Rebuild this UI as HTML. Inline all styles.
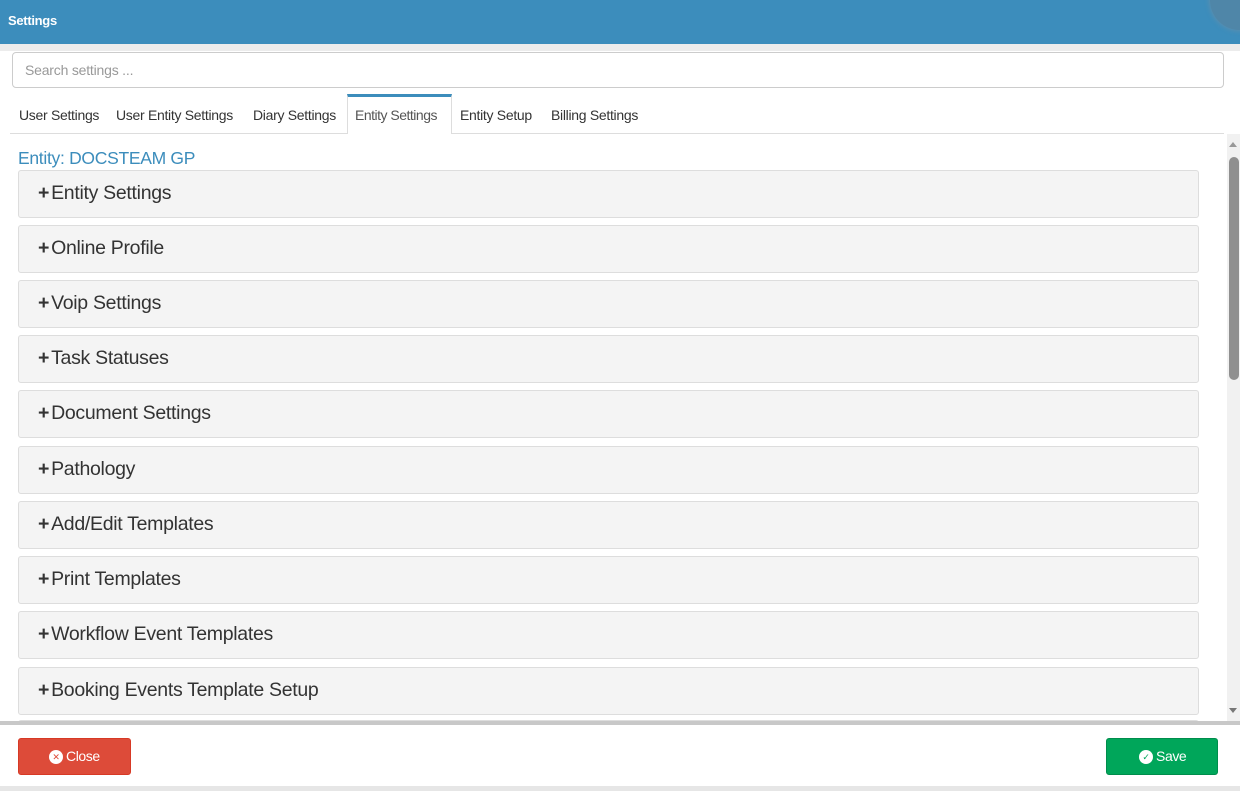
<!DOCTYPE html>
<html><head><style>
*{box-sizing:border-box;margin:0;padding:0}
body{width:1240px;height:791px;overflow:hidden;background:#fff;font-family:"Liberation Sans",sans-serif;position:relative}
.hdr{position:absolute;left:0;top:0;width:1240px;height:44px;background:#3c8dbc;overflow:hidden}
.hdr b{position:absolute;left:8px;top:13px;color:#fff;font-size:13px;letter-spacing:-0.3px}
.hdr i{position:absolute;left:1210px;top:-30px;width:60px;height:60px;border-radius:50%;background:#4f86a8;box-shadow:0 0 6px #6a8fa8}
.band{position:absolute;top:44px;left:0;width:1240px;height:7px;background:#ececec}
.search{position:absolute;left:12px;top:52px;width:1212px;height:36px;border:1px solid #ccc;border-radius:4px;font-size:14px;color:#999;padding:9px 12px;letter-spacing:-0.2px}
.tabs{position:absolute;left:10px;top:94px;width:1214px;height:40px;border-bottom:1px solid #ddd}
.tab{position:absolute;top:13px;font-size:14px;color:#333;letter-spacing:-0.3px;white-space:nowrap}
.act{position:absolute;left:337px;top:0;width:105px;height:40px;border:1px solid #ddd;border-top:3px solid #3c8dbc;border-bottom:none;background:#fff;color:#555;font-size:14px;padding:10px 0 0 7px;letter-spacing:-0.5px;white-space:nowrap}
.ent{position:absolute;left:18px;top:148px;color:#3c8dbc;font-size:17.5px;letter-spacing:-0.3px}
.clip{position:absolute;left:0;top:134px;width:1226px;height:587px;overflow:hidden}
.p{position:absolute;left:18px;width:1181px;height:48px;background:#f4f4f4;border:1px solid #ddd;border-radius:3px;font-size:19.5px;color:#333;padding:11px 0 0 19px;letter-spacing:-0.3px;white-space:nowrap}
.p:before{content:"+";font-weight:bold;margin-right:2px}
.sb{position:absolute;left:1227px;top:134px;width:13px;height:587px;background:#f1f1f1}
.th{position:absolute;left:1229px;top:157px;width:10px;height:223px;border-radius:5px;background:#8f8f8f}
.sep{position:absolute;left:0;top:721px;width:1240px;height:4px;background:#c8c8c8}
.bot{position:absolute;left:0;top:786px;width:1240px;height:5px;background:#e6e6e6}
.btn{position:absolute;top:738px;height:37px;border-radius:3px;color:#fff;font-size:14px;padding:9px 0 0 47px;letter-spacing:-0.4px}
.btn span{position:absolute;left:30px;top:11px;width:14px;height:14px;border-radius:50%;background:#fff;font-size:9px;text-align:center;line-height:14px;padding:0}
</style></head><body>
<div class="hdr"><b>Settings</b><i></i></div>
<div class="band"></div>
<div class="search">Search settings ...</div>
<div class="tabs">
<span class="tab" style="left:9px">User Settings</span>
<span class="tab" style="left:106px">User Entity Settings</span>
<span class="tab" style="left:243px">Diary Settings</span>
<div class="act">Entity Settings</div>
<span class="tab" style="left:450px">Entity Setup</span>
<span class="tab" style="left:541px">Billing Settings</span>
</div>
<div class="ent">Entity: DOCSTEAM GP</div>
<div class="clip">
<div class="p" style="top:36px">Entity Settings</div>
<div class="p" style="top:91px">Online Profile</div>
<div class="p" style="top:146px">Voip Settings</div>
<div class="p" style="top:201px">Task Statuses</div>
<div class="p" style="top:256px">Document Settings</div>
<div class="p" style="top:312px">Pathology</div>
<div class="p" style="top:367px">Add/Edit Templates</div>
<div class="p" style="top:422px">Print Templates</div>
<div class="p" style="top:477px">Workflow Event Templates</div>
<div class="p" style="top:533px">Booking Events Template Setup</div>
<div class="p" style="top:586px"></div>
</div>
<div class="sb"><div style="position:absolute;left:2px;top:8px;border:4px solid transparent;border-bottom:5px solid #999;border-top:none;width:0"></div><div style="position:absolute;left:2px;top:574px;border:4px solid transparent;border-top:5px solid #777;border-bottom:none;width:0"></div></div>
<div class="th"></div>
<div class="sep"></div>
<div class="bot"></div>
<div class="btn" style="left:18px;width:113px;background:#dd4b39;border:1px solid #d73925"><span style="color:#dd4b39">✕</span>Close</div>
<div class="btn" style="left:1106px;width:112px;background:#00a65a;border:1px solid #008d4c;padding-left:49px"><span style="left:32px;color:#00a65a">✓</span>Save</div>
</body></html>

What you need to do -> Each line of the data is to be duplicated exactly; pictures stay out of the copy.

Completed task ->
Rebuild this UI as HTML. Inline all styles.
<!DOCTYPE html>
<html><head><style>
*{box-sizing:border-box;margin:0;padding:0}
body{width:1240px;height:791px;overflow:hidden;background:#fff;font-family:"Liberation Sans",sans-serif;position:relative}
.hdr{position:absolute;left:0;top:0;width:1240px;height:44px;background:#3c8dbc;overflow:hidden}
.hdr b{position:absolute;left:8px;top:13px;color:#fff;font-size:13px;letter-spacing:-0.3px}
.hdr i{position:absolute;left:1210px;top:-30px;width:60px;height:60px;border-radius:50%;background:#4f86a8;box-shadow:0 0 6px #6a8fa8}
.band{position:absolute;top:44px;left:0;width:1240px;height:7px;background:#ececec}
.search{position:absolute;left:12px;top:52px;width:1212px;height:36px;border:1px solid #ccc;border-radius:4px;font-size:14px;color:#999;padding:9px 12px;letter-spacing:-0.2px}
.tabs{position:absolute;left:10px;top:94px;width:1214px;height:40px;border-bottom:1px solid #ddd}
.tab{position:absolute;top:13px;font-size:14px;color:#333;letter-spacing:-0.3px;white-space:nowrap}
.act{position:absolute;left:337px;top:0;width:105px;height:40px;border:1px solid #ddd;border-top:3px solid #3c8dbc;border-bottom:none;background:#fff;color:#555;font-size:14px;padding:10px 0 0 7px;letter-spacing:-0.5px;white-space:nowrap}
.ent{position:absolute;left:18px;top:148px;color:#3c8dbc;font-size:17.5px;letter-spacing:-0.3px}
.clip{position:absolute;left:0;top:134px;width:1226px;height:587px;overflow:hidden}
.p{position:absolute;left:18px;width:1181px;height:48px;background:#f4f4f4;border:1px solid #ddd;border-radius:3px;font-size:19.5px;color:#333;padding:11px 0 0 19px;letter-spacing:-0.3px;white-space:nowrap}
.p:before{content:"+";font-weight:bold;margin-right:2px}
.sb{position:absolute;left:1227px;top:134px;width:13px;height:587px;background:#f1f1f1}
.th{position:absolute;left:1229px;top:157px;width:10px;height:223px;border-radius:5px;background:#8f8f8f}
.sep{position:absolute;left:0;top:721px;width:1240px;height:4px;background:#c8c8c8}
.bot{position:absolute;left:0;top:786px;width:1240px;height:5px;background:#e6e6e6}
.btn{position:absolute;top:738px;height:37px;border-radius:3px;color:#fff;font-size:14px;padding:9px 0 0 47px;letter-spacing:-0.4px}
.btn span{position:absolute;left:30px;top:11px;width:14px;height:14px;border-radius:50%;background:#fff;font-size:9px;text-align:center;line-height:14px;padding:0}
</style></head><body>
<div class="hdr"><b>Settings</b><i></i></div>
<div class="band"></div>
<div class="search">Search settings ...</div>
<div class="tabs">
<span class="tab" style="left:9px">User Settings</span>
<span class="tab" style="left:106px">User Entity Settings</span>
<span class="tab" style="left:243px">Diary Settings</span>
<div class="act">Entity Settings</div>
<span class="tab" style="left:450px">Entity Setup</span>
<span class="tab" style="left:541px">Billing Settings</span>
</div>
<div class="ent">Entity: DOCSTEAM GP</div>
<div class="clip">
<div class="p" style="top:36px">Entity Settings</div>
<div class="p" style="top:91px">Online Profile</div>
<div class="p" style="top:146px">Voip Settings</div>
<div class="p" style="top:201px">Task Statuses</div>
<div class="p" style="top:256px">Document Settings</div>
<div class="p" style="top:312px">Pathology</div>
<div class="p" style="top:367px">Add/Edit Templates</div>
<div class="p" style="top:422px">Print Templates</div>
<div class="p" style="top:477px">Workflow Event Templates</div>
<div class="p" style="top:533px">Booking Events Template Setup</div>
<div class="p" style="top:586px"></div>
</div>
<div class="sb"><div style="position:absolute;left:2px;top:8px;border:4px solid transparent;border-bottom:5px solid #999;border-top:none;width:0"></div><div style="position:absolute;left:2px;top:574px;border:4px solid transparent;border-top:5px solid #777;border-bottom:none;width:0"></div></div>
<div class="th"></div>
<div class="sep"></div>
<div class="bot"></div>
<div class="btn" style="left:18px;width:113px;background:#dd4b39;border:1px solid #d73925"><span style="color:#dd4b39">✕</span>Close</div>
<div class="btn" style="left:1106px;width:112px;background:#00a65a;border:1px solid #008d4c;padding-left:49px"><span style="left:32px;color:#00a65a">✓</span>Save</div>
</body></html>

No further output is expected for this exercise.